=== Extracted entries ===

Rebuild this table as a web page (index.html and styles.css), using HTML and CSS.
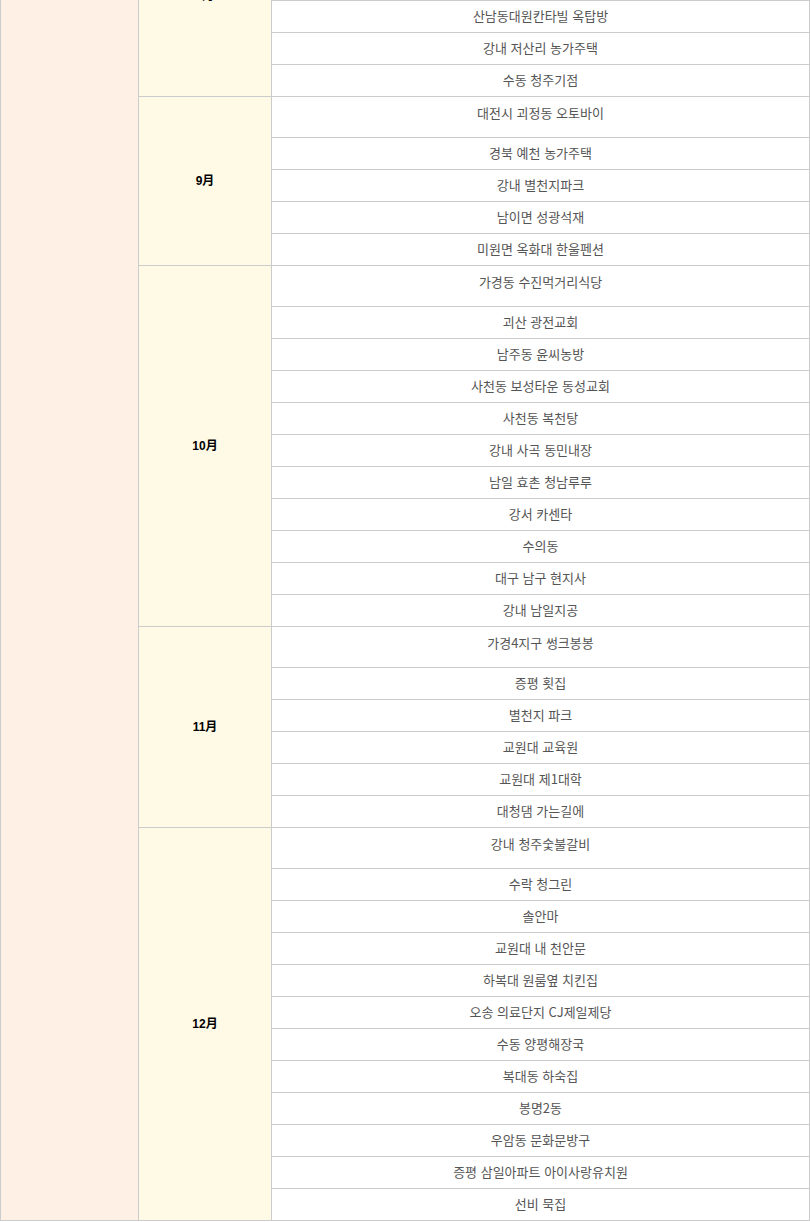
FILE: index.html
```html
<!DOCTYPE html>
<html lang="ko">
    <head>
        <meta charset="utf-8">
        <meta name="viewport" content="width=device-width, initial-scale=1">
        <title>배달 기록</title>
        <link rel="stylesheet" href="styles.css">
    </head>
    <body>
        <table class="log">
            <colgroup>
                <col class="col-year">
                <col class="col-month">
                <col>
            </colgroup>
            <tbody>
                <!-- 8월 (앞 부분은 화면 위로 스크롤됨) -->
                <tr class="first">
                    <td class="year" rowspan="40"></td>
                    <th class="month" rowspan="6">8月</th>
                    <td>&nbsp;</td>
                </tr>
                <tr><td>&nbsp;</td></tr>
                <tr><td>&nbsp;</td></tr>
                <tr><td>산남동대원칸타빌 옥탑방</td></tr>
                <tr><td>강내 저산리 농가주택</td></tr>
                <tr><td>수동 청주기점</td></tr>
                <!-- 9월 -->
                <tr class="first">
                    <th class="month" rowspan="5">9月</th>
                    <td>대전시 괴정동 오토바이</td>
                </tr>
                <tr><td>경북 예천 농가주택</td></tr>
                <tr><td>강내 별천지파크</td></tr>
                <tr><td>남이면 성광석재</td></tr>
                <tr><td>미원면 옥화대 한울펜션</td></tr>
                <!-- 10월 -->
                <tr class="first">
                    <th class="month" rowspan="11">10月</th>
                    <td>가경동 수진먹거리식당</td>
                </tr>
                <tr><td>괴산 광전교회</td></tr>
                <tr><td>남주동 윤씨농방</td></tr>
                <tr><td>사천동 보성타운 동성교회</td></tr>
                <tr><td>사천동 복천탕</td></tr>
                <tr><td>강내 사곡 동민내장</td></tr>
                <tr><td>남일 효촌 청남루루</td></tr>
                <tr><td>강서 카센타</td></tr>
                <tr><td>수의동</td></tr>
                <tr><td>대구 남구 현지사</td></tr>
                <tr><td>강내 남일지공</td></tr>
                <!-- 11월 -->
                <tr class="first">
                    <th class="month" rowspan="6">11月</th>
                    <td>가경4지구 썽크봉봉</td>
                </tr>
                <tr><td>증평 횟집</td></tr>
                <tr><td>별천지 파크</td></tr>
                <tr><td>교원대 교육원</td></tr>
                <tr><td>교원대 제1대학</td></tr>
                <tr><td>대청댐 가는길에</td></tr>
                <!-- 12월 -->
                <tr class="first">
                    <th class="month" rowspan="12">12月</th>
                    <td>강내 청주숯불갈비</td>
                </tr>
                <tr><td>수락 청그린</td></tr>
                <tr><td>솔안마</td></tr>
                <tr><td>교원대 내 천안문</td></tr>
                <tr><td>하복대 원룸옆 치킨집</td></tr>
                <tr><td>오송 의료단지 CJ제일제당</td></tr>
                <tr><td>수동 양평해장국</td></tr>
                <tr><td>복대동 하숙집</td></tr>
                <tr><td>봉명2동</td></tr>
                <tr><td>우암동 문화문방구</td></tr>
                <tr><td>증평 삼일아파트 아이사랑유치원</td></tr>
                <tr><td>선비 묵집</td></tr>
            </tbody>
        </table>
    </body>
</html>
```

FILE: styles.css
```css
body {
    margin: 0;
    font-family: "Noto Sans CJK KR", "Liberation Sans", sans-serif;
    background: #fff;
}
.log {
    width: 810px;
    table-layout: fixed;
    border-collapse: collapse;
    border: 1px solid #ccc;
    /* 페이지가 8월 중간쯤 스크롤된 상태 */
    margin-top: -105px;
}
.col-year {
    width: 138px;
}
.col-month {
    width: 133px;
}
.log td, .log th {
    border: 1px solid #ccc;
    padding: 0;
}
.log td {
    height: 31px;
    line-height: 30px;
    padding-bottom: 1px;
    box-sizing: border-box;
    font-size: 13px;
    color: #555;
    text-align: center;
    white-space: nowrap;
}
.log tr.first td {
    height: 40px;
    padding: 1px 0 9px;
}
.log td.year {
    background: #fff0e6;
}
.log th.month {
    background: #fffae6;
    font-family: "Liberation Sans", "Noto Sans CJK KR", sans-serif;
    font-size: 12px;
    line-height: 14px;
    font-weight: bold;
    color: #000;
    text-align: center;
    vertical-align: middle;
    padding-bottom: 1px;
}
```
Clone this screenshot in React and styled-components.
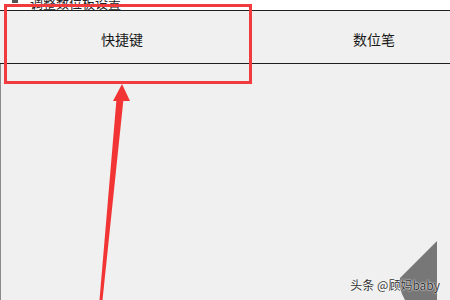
import React from 'react';
import styled, { createGlobalStyle } from 'styled-components';

const Global = createGlobalStyle`
  html, body { margin: 0; padding: 0; background: #f0f0f0; }
  body { font-family: "Noto Sans CJK SC", "Liberation Sans", sans-serif; }
`;

const Page = styled.div`
  position: relative;
  width: 450px;
  height: 300px;
  overflow: hidden;
  display: flex;
  flex-direction: column;
  background: #f0f0f0;
`;

const TitleStrip = styled.div`
  height: 10px;
  background: #fff;
  display: flex;
  align-items: flex-end;
  overflow: hidden;
  padding-left: 12px;
  gap: 12px;
`;

const TitleIcon = styled.span`
  width: 6px;
  height: 14px;
  background: #555;
  flex-shrink: 0;
  margin-bottom: 7px;
`;

const TitleText = styled.span`
  font-size: 13px;
  line-height: 13px;
  color: #222;
  margin-bottom: 1px;
  white-space: nowrap;
`;

const TabRow = styled.div`
  display: grid;
  grid-template-columns: 244px 260px;
  height: 52px;
  border-top: 1px solid #1e1e1e;
  border-bottom: 1px solid #1e1e1e;
  background: #f0f0f0;
`;

const Tab = styled.div`
  display: flex;
  align-items: center;
  justify-content: center;
  font-size: 14px;
  color: #1a1a1a;
  padding-top: 4px;
`;

const Body = styled.div`
  flex: 1;
  border-left: 1px solid #8a8a8a;
`;

const Highlight = styled.div`
  position: absolute;
  left: 4px;
  top: 4px;
  width: 248px;
  height: 80px;
  box-sizing: border-box;
  border: 3px solid #f03c3c;
`;

const Overlay = styled.svg`
  position: absolute;
  left: 0;
  top: 0;
  pointer-events: none;
`;

const Watermark = styled.div`
  position: absolute;
  right: 10px;
  bottom: 7px;
  font-size: 12px;
  color: #333;
  text-shadow: 0 0 2px #fff, 0 0 1px #fff;
  white-space: nowrap;
`;

export default function App() {
  return (
    <>
      <Global />
      <Page>
        <TitleStrip>
          <TitleIcon />
          <TitleText>调整数位板设置</TitleText>
        </TitleStrip>
        <TabRow>
          <Tab>快捷键</Tab>
          <Tab>数位笔</Tab>
        </TabRow>
        <Body />
        <Highlight />
        <Overlay width="450" height="300" viewBox="0 0 450 300">
          <path d="M437 241 L437 300 L405 300 Q398 288 400 278 Z" fill="#777" />
          <polygon points="99.5,300 102.5,300 123.5,99 116.5,99" fill="#f23434" />
          <polygon points="122,84 113,101 130,101" fill="#f23434" />
        </Overlay>
        <Watermark>头条 @顾妈baby</Watermark>
      </Page>
    </>
  );
}
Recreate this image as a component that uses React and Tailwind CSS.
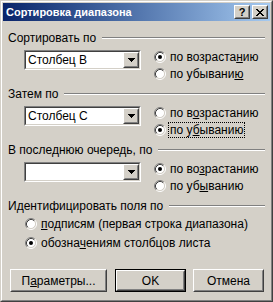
import React from 'react';

// classic win9x/2000 style sort dialog

function Arrow() {
  return (
    <svg width="7" height="4" viewBox="0 0 7 4" shapeRendering="crispEdges">
      <rect x="0" y="0" width="7" height="1" fill="#000" />
      <rect x="1" y="1" width="5" height="1" fill="#000" />
      <rect x="2" y="2" width="3" height="1" fill="#000" />
      <rect x="3" y="3" width="1" height="1" fill="#000" />
    </svg>
  );
}

function CloseGlyph() {
  const rows = [
    [0, 1, 6, 7],
    [1, 2, 5, 6],
    [2, 3, 4, 5],
    [3, 4],
    [2, 3, 4, 5],
    [1, 2, 5, 6],
    [0, 1, 6, 7],
  ];
  return (
    <svg width="8" height="7" viewBox="0 0 8 7" shapeRendering="crispEdges">
      {rows.map((cols, y) =>
        cols.map((x) => <rect key={`${x}-${y}`} x={x} y={y} width="1" height="1" fill="#000" />)
      )}
    </svg>
  );
}

function Raised({ className = '', children }) {
  return (
    <div className={`border border-t-white border-l-white border-r-[#404040] border-b-[#404040] ${className}`}>
      <div className="h-full w-full border border-t-[#D4D0C8] border-l-[#D4D0C8] border-r-[#808080] border-b-[#808080] flex items-center justify-center">
        {children}
      </div>
    </div>
  );
}

function Radio({ checked }) {
  return (
    <svg width="12" height="12" viewBox="0 0 12 12" className="shrink-0">
      <circle cx="6" cy="6" r="4.5" fill="#fff" />
      <path d="M2.11 9.89 A5.5 5.5 0 0 1 9.89 2.11" stroke="#808080" fill="none" />
      <path d="M9.89 2.11 A5.5 5.5 0 0 1 2.11 9.89" stroke="#fff" fill="none" />
      <path d="M2.82 9.18 A4.5 4.5 0 0 1 9.18 2.82" stroke="#404040" fill="none" />
      <path d="M9.18 2.82 A4.5 4.5 0 0 1 2.82 9.18" stroke="#D4D0C8" fill="none" />
      {checked && <circle cx="6" cy="6" r="2" fill="#000" />}
    </svg>
  );
}

function RadioRow({ checked, focus, children, className = '' }) {
  return (
    <div className={`flex items-center ${className}`}>
      <Radio checked={checked} />
      <span
        className={`ml-[2px] border px-px leading-[14px] whitespace-nowrap ${focus ? 'border-dotted border-black' : 'border-transparent'}`}
      >
        {children}
      </span>
    </div>
  );
}

function Combo({ value }) {
  return (
    <div className="w-[117px] h-[20px] border border-t-[#808080] border-l-[#808080] border-r-white border-b-white">
      <div className="h-full border border-t-[#404040] border-l-[#404040] border-r-[#D4D0C8] border-b-[#D4D0C8] bg-white flex items-center">
        <span className="flex-1 pl-[2px]">{value}</span>
        <Raised className="w-[16px] h-[16px] bg-[#D4D0C8]">
          <Arrow />
        </Raised>
      </div>
    </div>
  );
}

function GroupLabel({ children }) {
  return (
    <div className="flex items-center h-[13px]">
      <span className="whitespace-nowrap">{children}</span>
      <div className="flex-1 ml-[6px] border-t border-t-[#808080] border-b border-b-white" />
    </div>
  );
}

function SortGroup({ label, value, asc, desc, checked, focus }) {
  return (
    <div className="h-[56px] flex flex-col">
      <GroupLabel>{label}</GroupLabel>
      <div className="flex items-start mt-[4px]">
        <div className="ml-[16px] mt-[2px]">
          <Combo value={value} />
        </div>
        <div className="ml-[13px] flex flex-col">
          <RadioRow checked={checked === 'asc'} className="h-[17px]">{asc}</RadioRow>
          <RadioRow checked={checked === 'desc'} focus={focus} className="h-[17px]">{desc}</RadioRow>
        </div>
      </div>
    </div>
  );
}

function Btn({ w, isDefault, children }) {
  const btn = (
    <Raised className="h-full w-full bg-[#D4D0C8]">
      <span>{children}</span>
    </Raised>
  );
  return (
    <div className={`${w} h-[23px] ${isDefault ? 'border border-black' : ''}`}>{btn}</div>
  );
}

const U = ({ children }) => <span className="underline">{children}</span>;

export default function App() {
  return (
    <div className="w-[273px] h-[302px] bg-[#D4D0C8] text-[12px] leading-[14px] text-black font-['Liberation_Sans',Arial,sans-serif] border border-t-[#D4D0C8] border-l-[#D4D0C8] border-r-[#404040] border-b-[#404040]">
      <div className="h-full border border-t-white border-l-white border-r-[#808080] border-b-[#808080] p-px flex flex-col">
        {/* caption */}
        <div className="h-[18px] shrink-0 bg-gradient-to-r from-[#0A246A] to-[#A6CAF0] flex items-center pl-[3px] pr-[2px]">
          <span className="text-white font-bold text-[11px]">Сортировка диапазона</span>
          <div className="ml-auto flex gap-[2px]">
            <Raised className="w-[16px] h-[14px] bg-[#D4D0C8]">
              <span className="font-bold text-[11px] leading-[11px]">?</span>
            </Raised>
            <Raised className="w-[16px] h-[14px] bg-[#D4D0C8]">
              <CloseGlyph />
            </Raised>
          </div>
        </div>

        <div className="pl-[5px] pr-[5px] pt-[10px] flex flex-col">
          <SortGroup
            label="Сортировать по"
            value="Столбец B"
            asc={<>по возраста<U>н</U>ию</>}
            desc={<>по убывани<U>ю</U></>}
            checked="asc"
          />
          <SortGroup
            label="Затем по"
            value="Столбец C"
            asc={<>по в<U>о</U>зрастанию</>}
            desc={<>по у<U>б</U>ыванию</>}
            checked="desc"
            focus
          />
          <SortGroup
            label="В последнюю очередь, по"
            value=""
            asc={<>по во<U>з</U>растанию</>}
            desc={<>по уб<U>ы</U>ванию</>}
            checked="asc"
          />
          <div className="flex flex-col">
            <GroupLabel>Идентифицировать поля по</GroupLabel>
            <div className="mt-[2px] ml-[17px] flex flex-col">
              <RadioRow className="h-[19px]"><U>п</U>одписям (первая строка диапазона)</RadioRow>
              <RadioRow checked className="h-[19px]">обозна<U>ч</U>ениям столбцов листа</RadioRow>
            </div>
          </div>
        </div>

        <div className="mt-[17px] pl-[7px] flex">
          <Btn w="w-[97px]">П<U>а</U>раметры...</Btn>
          <div className="ml-[8px]">
            <Btn w="w-[71px]" isDefault>OK</Btn>
          </div>
          <div className="ml-[7px]">
            <Btn w="w-[71px]">Отмена</Btn>
          </div>
        </div>
      </div>
    </div>
  );
}
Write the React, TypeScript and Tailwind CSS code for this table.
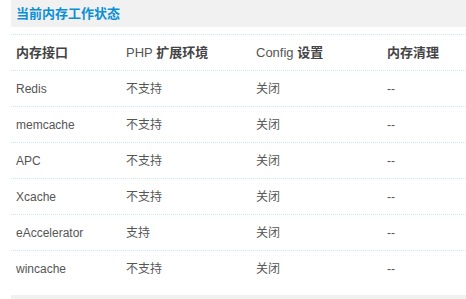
import React from "react";

const rows = [
  ["Redis", "不支持", "关闭", "--"],
  ["memcache", "不支持", "关闭", "--"],
  ["APC", "不支持", "关闭", "--"],
  ["Xcache", "不支持", "关闭", "--"],
  ["eAccelerator", "支持", "关闭", "--"],
  ["wincache", "不支持", "关闭", "--"],
];

const cols = "grid grid-cols-[110px_130px_131px_1fr]";

export default function App() {
  return (
    <div
      className="w-[466px] h-[299px] bg-white pl-[11px] overflow-hidden"
      style={{ fontFamily: '"Liberation Sans", Arial, "Noto Sans CJK SC", sans-serif' }}
    >
      <div className="h-[27px] bg-[#f1f1f1] flex items-center pl-[5px] pt-[1px]">
        <span className="text-[13px] font-bold text-[#0a8fd6]">当前内存工作状态</span>
      </div>
      <div className="mt-[7px] border-t border-dotted border-[#c9e6f6]">
        <div className={`${cols} h-[36px] items-center border-b border-dotted border-[#c9e6f6] text-[13px] font-bold text-[#444]`}>
          <div className="pl-[5px]">内存接口</div>
          <div className="pl-[5px]">
            <span className="font-normal text-[#555]">PHP</span> 扩展环境
          </div>
          <div className="pl-[5px]">
            <span className="font-normal text-[#555]">Config</span> 设置
          </div>
          <div className="pl-[5px]">内存清理</div>
        </div>
        {rows.map((r, i) => (
          <div
            key={i}
            className={`${cols} h-[36px] items-center text-[12px] text-[#555] ${
              i < rows.length - 1 ? "border-b border-dotted border-[#c9e6f6]" : ""
            }`}
          >
            <div className="pl-[5px]">{r[0]}</div>
            <div className="pl-[5px]">{r[1]}</div>
            <div className="pl-[5px]">{r[2]}</div>
            <div className="pl-[5px]">{r[3]}</div>
          </div>
        ))}
      </div>
      <div className="mt-[8px] h-[10px] bg-[#f1f1f1]" />
    </div>
  );
}
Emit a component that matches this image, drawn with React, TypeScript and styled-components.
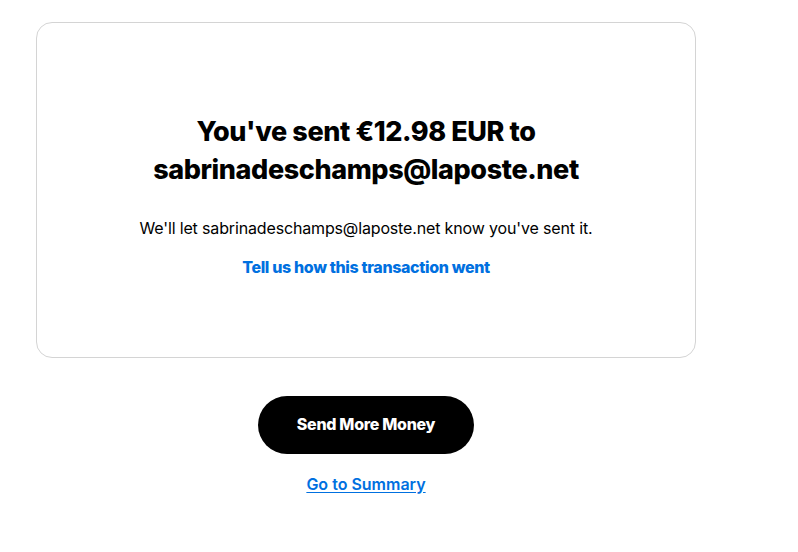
import React from "react";
import styled, { createGlobalStyle } from "styled-components";

const Global = createGlobalStyle`
  html, body { margin: 0; padding: 0; background: #ffffff; }
  body { font-family: Inter, "Liberation Sans", Arial, sans-serif; color: #000; }
`;

const Page = styled.div`
  padding: 22px 0 0 36px;
  width: 660px;
  display: flex;
  flex-direction: column;
  align-items: center;
`;

const Card = styled.section`
  box-sizing: border-box;
  width: 660px;
  height: 336px;
  border: 1px solid #d4d4d4;
  border-radius: 16px;
  display: flex;
  flex-direction: column;
  align-items: center;
  padding-top: 90px;
`;

const Heading = styled.h1`
  margin: 0;
  font-family: Inter, "Noto Sans", sans-serif;
  font-weight: 800;
  font-size: 27px;
  line-height: 38px;
  letter-spacing: -0.4px;
  text-align: center;
  color: #000;
`;

const Message = styled.p`
  margin: 29px 0 0;
  font-family: Inter, "Liberation Sans", Arial, sans-serif;
  font-size: 16px;
  line-height: 20px;
  letter-spacing: -0.15px;
  text-align: center;
`;

const FeedbackLink = styled.a`
  margin-top: 19px;
  font-family: Inter, "Noto Sans", sans-serif;
  font-weight: 800;
  font-size: 16px;
  line-height: 20px;
  color: #0070e0;
  text-decoration: none;
  letter-spacing: -0.35px;
`;

const PrimaryButton = styled.button`
  margin-top: 38px;
  width: 216px;
  height: 58px;
  padding: 0 0 3px;
  border: none;
  border-radius: 29px;
  background: #000;
  color: #fff;
  font-family: Inter, "Noto Sans", sans-serif;
  font-weight: 800;
  font-size: 16px;
  letter-spacing: -0.3px;
  cursor: pointer;
`;

const SummaryLink = styled.a`
  margin-top: 20px;
  font-family: Inter, "Noto Sans", sans-serif;
  font-weight: 600;
  font-size: 16px;
  line-height: 20px;
  color: #0070e0;
  text-decoration: underline;
  text-underline-offset: 2px;
`;

export default function App() {
  return (
    <>
      <Global />
      <Page>
        <Card>
          <Heading>
            You've sent €12.98 EUR to
            <br />
            sabrinadeschamps@laposte.net
          </Heading>
          <Message>We'll let sabrinadeschamps@laposte.net know you've sent it.</Message>
          <FeedbackLink href="#">Tell us how this transaction went</FeedbackLink>
        </Card>
        <PrimaryButton>Send More Money</PrimaryButton>
        <SummaryLink href="#">Go to Summary</SummaryLink>
      </Page>
    </>
  );
}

===

__Directive__
Count how many lines of the data include the word "styles". Your reply should be that number alone.

__Correct answer__
3